> **Task directions**
Records follow. Copy every line with "that".

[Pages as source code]
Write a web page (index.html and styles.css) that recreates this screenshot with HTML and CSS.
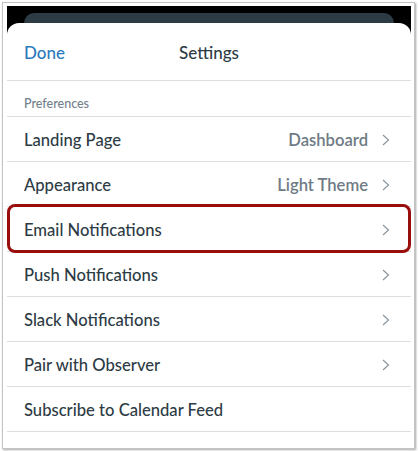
FILE: index.html
```html
<!DOCTYPE html>
<html lang="en">
<head>
    <meta charset="UTF-8">
    <meta name="viewport" content="width=device-width, initial-scale=1.0">
    <title>Settings</title>
    <link rel="stylesheet" href="styles.css">
</head>
<body>

    <div class="frame">
        <div class="screen">
            <!-- page behind the modal sheet -->
            <div class="back-card"></div>

            <div class="sheet">
                <div class="sheet-header">
                    <span class="done">Done</span>
                    <span class="title">Settings</span>
                    <span></span>
                </div>

                <div class="section-title">Preferences</div>

                <div class="row">
                    <span class="label">Landing Page</span>
                    <span class="value">Dashboard</span>
                    <svg class="chevron" viewBox="0 0 8 12"><polyline points="1,1 6.5,6 1,11"/></svg>
                </div>
                <div class="row">
                    <span class="label">Appearance</span>
                    <span class="value">Light Theme</span>
                    <svg class="chevron" viewBox="0 0 8 12"><polyline points="1,1 6.5,6 1,11"/></svg>
                </div>
                <div class="row highlighted">
                    <span class="label">Email Notifications</span>
                    <svg class="chevron" viewBox="0 0 8 12"><polyline points="1,1 6.5,6 1,11"/></svg>
                </div>
                <div class="row">
                    <span class="label">Push Notifications</span>
                    <svg class="chevron" viewBox="0 0 8 12"><polyline points="1,1 6.5,6 1,11"/></svg>
                </div>
                <div class="row">
                    <span class="label">Slack Notifications</span>
                    <svg class="chevron" viewBox="0 0 8 12"><polyline points="1,1 6.5,6 1,11"/></svg>
                </div>
                <div class="row">
                    <span class="label">Pair with Observer</span>
                    <svg class="chevron" viewBox="0 0 8 12"><polyline points="1,1 6.5,6 1,11"/></svg>
                </div>
                <div class="row">
                    <span class="label">Subscribe to Calendar Feed</span>
                </div>
            </div>
        </div>
    </div>

</body>
</html>
```

FILE: styles.css
```css
* {
    margin: 0;
    padding: 0;
    box-sizing: border-box;
}

body {
    font-family: 'Lato', 'Liberation Sans', sans-serif;
    background-color: #fff;
    color: #2d3b45;
    width: 418px;
    height: 451px;
    overflow: hidden;
}

.frame {
    margin: 2px 0 0 2px;
    width: 413px;
    height: 447px;
    border: 1px solid #c4c4c4;
    box-shadow: 1px 1px 2px rgba(0, 0, 0, 0.35);
    padding: 3px 3px 0 4px;
    background-color: #fff;
}

.screen {
    background-color: #000;
    padding-top: 7px;
    height: 442px;
    overflow: hidden;
}

.back-card {
    margin: 0 17px;
    height: 10px;
    background-color: #2d3b45;
    border-radius: 10px 10px 0 0;
}

.sheet {
    background-color: #fff;
    border-radius: 12px 12px 0 0;
    height: 425px;
}

.sheet-header {
    display: grid;
    grid-template-columns: 1fr auto 1fr;
    align-items: center;
    height: 58px;
    padding: 1px 17px 0;
    border-bottom: 1px solid #dcdfe1;
}

.done {
    font-size: 17px;
    font-weight: 500;
    color: #2b7abc;
}

.title {
    font-size: 17px;
    font-weight: 500;
    color: #2d3b45;
}

.section-title {
    display: flex;
    align-items: flex-end;
    height: 36px;
    padding: 0 17px 5px;
    font-size: 12.5px;
    font-weight: 500;
    color: #73818c;
    border-bottom: 1px solid #dcdfe1;
}

.row {
    position: relative;
    display: flex;
    align-items: center;
    height: 45px;
    padding: 2px 21px 0 17px;
    border-bottom: 1px solid #dcdfe1;
    font-size: 16.6px;
    font-weight: 500;
}

.row:first-of-type {
    height: 46px;
}

.label {
    flex: 1;
}

.value {
    color: #6e7b85;
    font-weight: 600;
    margin-right: 14px;
}

.chevron {
    width: 8px;
    height: 12px;
    fill: none;
    stroke: #8b969e;
    stroke-width: 1.2;
}

/* red callout drawn over the row */
.highlighted::after {
    content: '';
    position: absolute;
    top: -3px;
    left: 0;
    right: 0;
    bottom: -2px;
    border: 3px solid #990d0d;
    border-radius: 8px;
}
```
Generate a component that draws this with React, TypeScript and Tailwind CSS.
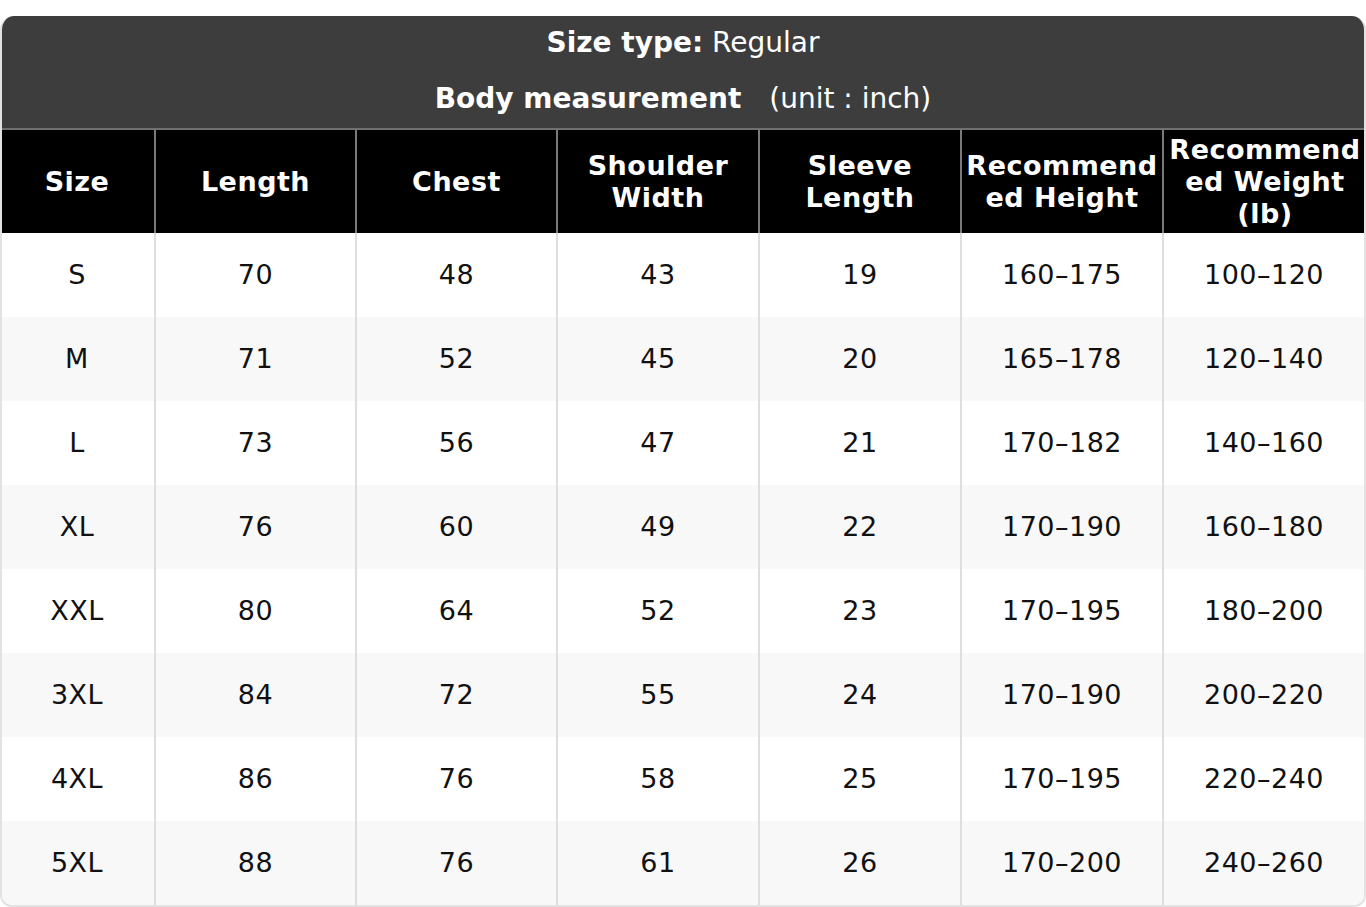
import React from "react";

const headers = ["Size", "Length", "Chest", "Shoulder Width", "Sleeve Length", "Recommended Height", "Recommended Weight (lb)"];

const rows: string[][] = [
  ["S", "70", "48", "43", "19", "160–175", "100–120"],
  ["M", "71", "52", "45", "20", "165–178", "120–140"],
  ["L", "73", "56", "47", "21", "170–182", "140–160"],
  ["XL", "76", "60", "49", "22", "170–190", "160–180"],
  ["XXL", "80", "64", "52", "23", "170–195", "180–200"],
  ["3XL", "84", "72", "55", "24", "170–190", "200–220"],
  ["4XL", "86", "76", "58", "25", "170–195", "220–240"],
  ["5XL", "88", "76", "61", "26", "170–200", "240–260"],
];

const grid = "grid grid-cols-[154px_201px_201px_202px_202px_202px_1fr]";

export default function App() {
  return (
    <div className="w-[1366px] h-[907px] bg-white pt-[16px]" style={{ fontFamily: '"DejaVu Sans", sans-serif' }}>
      <div className="rounded-t-[14px] rounded-b-[12px] overflow-hidden border-x-2 border-b-2 border-[#e2e2e2]">
        <div className="bg-[#3d3d3d] text-white text-[28px] h-[112px] flex flex-col items-center pt-[7px] -mx-[2px]">
          <div className="h-[40px] leading-[40px]">
            <span className="font-bold">Size type:</span> Regular
          </div>
          <div className="h-[40px] leading-[40px] mt-[16px]">
            <span className="font-bold">Body measurement</span>
            <span className="ml-[28px]">(unit : inch)</span>
          </div>
        </div>
        <div className={`${grid} bg-black border-t-2 border-[#707070] h-[105px] -mx-[2px]`}>
          {headers.map((h, i) => (
            <div
              key={i}
              className={`flex items-center justify-center text-center text-white font-bold text-[27px] leading-[32px] tracking-[0.5px] px-[2px] whitespace-nowrap ${i > 0 ? "border-l-2 border-[#7a7a7a]" : ""}`}
            >
              {h === "Recommended Height" ? (
                <span>Recommend<br />ed Height</span>
              ) : h === "Recommended Weight (lb)" ? (
                <span>Recommend<br />ed Weight<br />(lb)</span>
              ) : h === "Shoulder Width" ? (
                <span>Shoulder<br />Width</span>
              ) : h === "Sleeve Length" ? (
                <span>Sleeve<br />Length</span>
              ) : (
                h
              )}
            </div>
          ))}
        </div>
        {rows.map((r, ri) => (
          <div key={ri} className={`${grid} h-[84px] -ml-[2px] ${ri % 2 === 1 ? "bg-[#f8f8f8]" : "bg-white"}`}>
            {r.map((c, ci) => (
              <div
                key={ci}
                className={`flex items-center justify-center text-[27px] text-[#111] tracking-[0.5px] ${ci > 0 ? "border-l-2 border-[#dedede]" : ""}`}
              >
                {c}
              </div>
            ))}
          </div>
        ))}
      </div>
    </div>
  );
}
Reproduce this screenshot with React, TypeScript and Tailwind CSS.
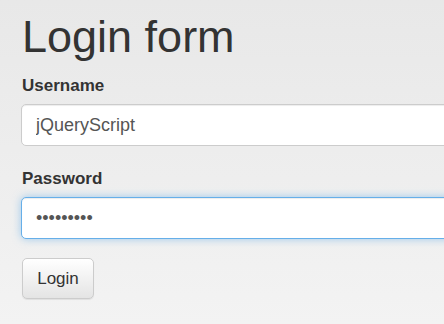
import React from "react";

export default function App() {
  return (
    <div
      className="w-[444px] h-[324px] overflow-hidden bg-gradient-to-b from-[#e8e8e8] to-[#f3f3f3] text-[#333]"
      style={{ fontFamily: '"Liberation Sans", Arial, Helvetica, sans-serif' }}
    >
      <div className="flex flex-col items-start pl-[21px]">
        <h1 className="mt-[14px] ml-[1px] text-[45px] leading-[45px] font-normal text-[#333]">Login form</h1>
        <label className="mt-[17px] ml-[1px] text-[17px] leading-[20px] font-bold">Username</label>
        <input
          type="text"
          defaultValue="jQueryScript"
          readOnly
          className="mt-[8px] w-[520px] h-[42px] rounded-[5px] border border-[#ccc] bg-white px-[14px] text-[18px] text-[#555] outline-none shadow-[inset_0_1px_1px_rgba(0,0,0,0.075)]"
        />
        <label className="mt-[23px] ml-[1px] text-[17px] leading-[20px] font-bold">Password</label>
        <input
          type="password"
          defaultValue="123456789"
          readOnly
          className="mt-[8px] w-[520px] h-[42px] rounded-[5px] border border-[#66afe9] bg-white px-[14px] text-[18px] text-[#555] outline-none shadow-[inset_0_1px_1px_rgba(0,0,0,0.075),0_0_8px_rgba(102,175,233,0.6)]"
        />
        <button
          type="button"
          className="mt-[19px] ml-[1px] w-[72px] h-[41px] rounded-[5px] border border-[#ccc] bg-gradient-to-b from-white to-[#e4e4e4] text-[17px] text-[#333] shadow-[inset_0_1px_0_rgba(255,255,255,0.15),0_1px_1px_rgba(0,0,0,0.075)]"
        >
          Login
        </button>
      </div>
    </div>
  );
}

> **Worked answer**
Write a web page (index.html and styles.css) that recreates this screenshot with HTML and CSS.
Generate a component that draws this with React, TypeScript and Tailwind CSS.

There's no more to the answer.